Stored items
::::

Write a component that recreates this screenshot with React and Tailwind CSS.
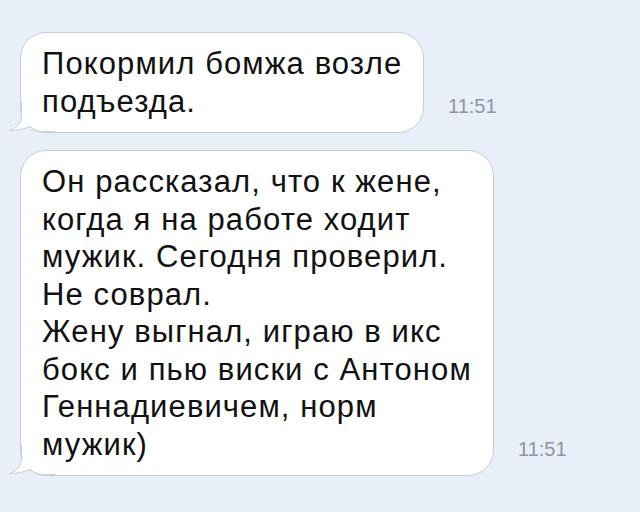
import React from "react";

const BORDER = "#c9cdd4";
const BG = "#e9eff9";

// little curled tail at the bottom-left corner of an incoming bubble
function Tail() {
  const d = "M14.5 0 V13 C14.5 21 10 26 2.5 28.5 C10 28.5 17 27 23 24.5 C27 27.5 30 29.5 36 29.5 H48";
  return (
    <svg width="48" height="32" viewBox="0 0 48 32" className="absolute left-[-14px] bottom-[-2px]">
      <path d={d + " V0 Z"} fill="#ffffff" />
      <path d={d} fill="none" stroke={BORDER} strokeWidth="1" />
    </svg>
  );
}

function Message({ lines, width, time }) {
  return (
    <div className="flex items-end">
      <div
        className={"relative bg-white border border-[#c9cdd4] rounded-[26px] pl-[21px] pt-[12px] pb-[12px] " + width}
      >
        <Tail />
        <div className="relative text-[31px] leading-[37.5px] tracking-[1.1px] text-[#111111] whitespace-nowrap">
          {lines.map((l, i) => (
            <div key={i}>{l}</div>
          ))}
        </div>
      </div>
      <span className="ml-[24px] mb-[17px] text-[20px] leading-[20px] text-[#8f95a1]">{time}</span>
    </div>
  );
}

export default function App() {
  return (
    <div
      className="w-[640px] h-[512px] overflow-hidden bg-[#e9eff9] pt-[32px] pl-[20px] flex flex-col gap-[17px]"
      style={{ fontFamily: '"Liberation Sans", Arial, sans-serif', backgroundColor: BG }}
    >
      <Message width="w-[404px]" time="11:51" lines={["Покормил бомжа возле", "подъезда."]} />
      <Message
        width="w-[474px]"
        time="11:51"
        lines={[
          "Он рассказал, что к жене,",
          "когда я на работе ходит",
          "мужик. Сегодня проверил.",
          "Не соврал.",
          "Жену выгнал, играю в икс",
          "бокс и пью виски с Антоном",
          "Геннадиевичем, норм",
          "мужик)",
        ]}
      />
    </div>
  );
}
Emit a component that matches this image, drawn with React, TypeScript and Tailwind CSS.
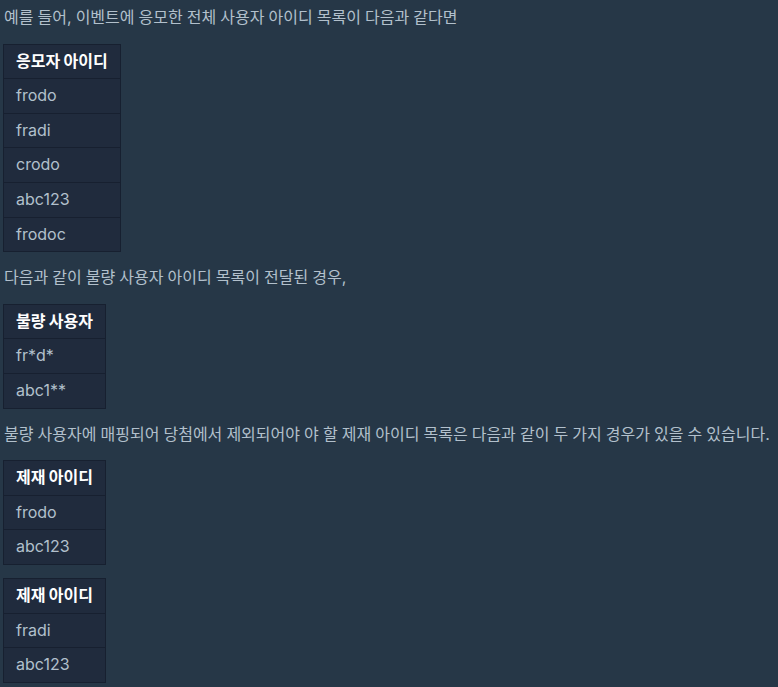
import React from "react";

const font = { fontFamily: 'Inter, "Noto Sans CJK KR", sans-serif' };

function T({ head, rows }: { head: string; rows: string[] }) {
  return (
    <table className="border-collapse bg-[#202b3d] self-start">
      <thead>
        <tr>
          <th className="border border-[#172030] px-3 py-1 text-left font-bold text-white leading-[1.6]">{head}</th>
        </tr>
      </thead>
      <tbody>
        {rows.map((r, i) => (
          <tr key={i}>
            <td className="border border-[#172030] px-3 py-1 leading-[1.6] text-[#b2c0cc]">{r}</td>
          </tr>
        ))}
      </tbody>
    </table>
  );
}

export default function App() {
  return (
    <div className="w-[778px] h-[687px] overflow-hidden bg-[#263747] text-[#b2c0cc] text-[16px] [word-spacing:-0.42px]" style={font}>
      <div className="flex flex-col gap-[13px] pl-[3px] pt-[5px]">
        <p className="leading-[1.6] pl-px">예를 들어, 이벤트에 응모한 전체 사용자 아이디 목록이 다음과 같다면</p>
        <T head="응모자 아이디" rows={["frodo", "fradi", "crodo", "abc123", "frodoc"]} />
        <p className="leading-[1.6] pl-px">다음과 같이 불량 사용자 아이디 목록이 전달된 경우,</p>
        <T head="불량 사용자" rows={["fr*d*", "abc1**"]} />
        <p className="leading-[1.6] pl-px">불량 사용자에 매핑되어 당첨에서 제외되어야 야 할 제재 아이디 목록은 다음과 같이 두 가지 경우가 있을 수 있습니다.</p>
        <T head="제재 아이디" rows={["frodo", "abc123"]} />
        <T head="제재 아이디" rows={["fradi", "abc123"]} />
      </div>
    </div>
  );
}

::::

*What the task requires:*
What you return should match the records above word for word, minus the pictures.

*Reply:*
Write a component that recreates this screenshot with React and Tailwind CSS.
import React from "react";

const BORDER = "#c9cdd4";
const BG = "#e9eff9";

// little curled tail at the bottom-left corner of an incoming bubble
function Tail() {
  const d = "M14.5 0 V13 C14.5 21 10 26 2.5 28.5 C10 28.5 17 27 23 24.5 C27 27.5 30 29.5 36 29.5 H48";
  return (
    <svg width="48" height="32" viewBox="0 0 48 32" className="absolute left-[-14px] bottom-[-2px]">
      <path d={d + " V0 Z"} fill="#ffffff" />
      <path d={d} fill="none" stroke={BORDER} strokeWidth="1" />
    </svg>
  );
}

function Message({ lines, width, time }) {
  return (
    <div className="flex items-end">
      <div
        className={"relative bg-white border border-[#c9cdd4] rounded-[26px] pl-[21px] pt-[12px] pb-[12px] " + width}
      >
        <Tail />
        <div className="relative text-[31px] leading-[37.5px] tracking-[1.1px] text-[#111111] whitespace-nowrap">
          {lines.map((l, i) => (
            <div key={i}>{l}</div>
          ))}
        </div>
      </div>
      <span className="ml-[24px] mb-[17px] text-[20px] leading-[20px] text-[#8f95a1]">{time}</span>
    </div>
  );
}

export default function App() {
  return (
    <div
      className="w-[640px] h-[512px] overflow-hidden bg-[#e9eff9] pt-[32px] pl-[20px] flex flex-col gap-[17px]"
      style={{ fontFamily: '"Liberation Sans", Arial, sans-serif', backgroundColor: BG }}
    >
      <Message width="w-[404px]" time="11:51" lines={["Покормил бомжа возле", "подъезда."]} />
      <Message
        width="w-[474px]"
        time="11:51"
        lines={[
          "Он рассказал, что к жене,",
          "когда я на работе ходит",
          "мужик. Сегодня проверил.",
          "Не соврал.",
          "Жену выгнал, играю в икс",
          "бокс и пью виски с Антоном",
          "Геннадиевичем, норм",
          "мужик)",
        ]}
      />
    </div>
  );
}
Emit a component that matches this image, drawn with React, TypeScript and Tailwind CSS.
import React from "react";

const font = { fontFamily: 'Inter, "Noto Sans CJK KR", sans-serif' };

function T({ head, rows }: { head: string; rows: string[] }) {
  return (
    <table className="border-collapse bg-[#202b3d] self-start">
      <thead>
        <tr>
          <th className="border border-[#172030] px-3 py-1 text-left font-bold text-white leading-[1.6]">{head}</th>
        </tr>
      </thead>
      <tbody>
        {rows.map((r, i) => (
          <tr key={i}>
            <td className="border border-[#172030] px-3 py-1 leading-[1.6] text-[#b2c0cc]">{r}</td>
          </tr>
        ))}
      </tbody>
    </table>
  );
}

export default function App() {
  return (
    <div className="w-[778px] h-[687px] overflow-hidden bg-[#263747] text-[#b2c0cc] text-[16px] [word-spacing:-0.42px]" style={font}>
      <div className="flex flex-col gap-[13px] pl-[3px] pt-[5px]">
        <p className="leading-[1.6] pl-px">예를 들어, 이벤트에 응모한 전체 사용자 아이디 목록이 다음과 같다면</p>
        <T head="응모자 아이디" rows={["frodo", "fradi", "crodo", "abc123", "frodoc"]} />
        <p className="leading-[1.6] pl-px">다음과 같이 불량 사용자 아이디 목록이 전달된 경우,</p>
        <T head="불량 사용자" rows={["fr*d*", "abc1**"]} />
        <p className="leading-[1.6] pl-px">불량 사용자에 매핑되어 당첨에서 제외되어야 야 할 제재 아이디 목록은 다음과 같이 두 가지 경우가 있을 수 있습니다.</p>
        <T head="제재 아이디" rows={["frodo", "abc123"]} />
        <T head="제재 아이디" rows={["fradi", "abc123"]} />
      </div>
    </div>
  );
}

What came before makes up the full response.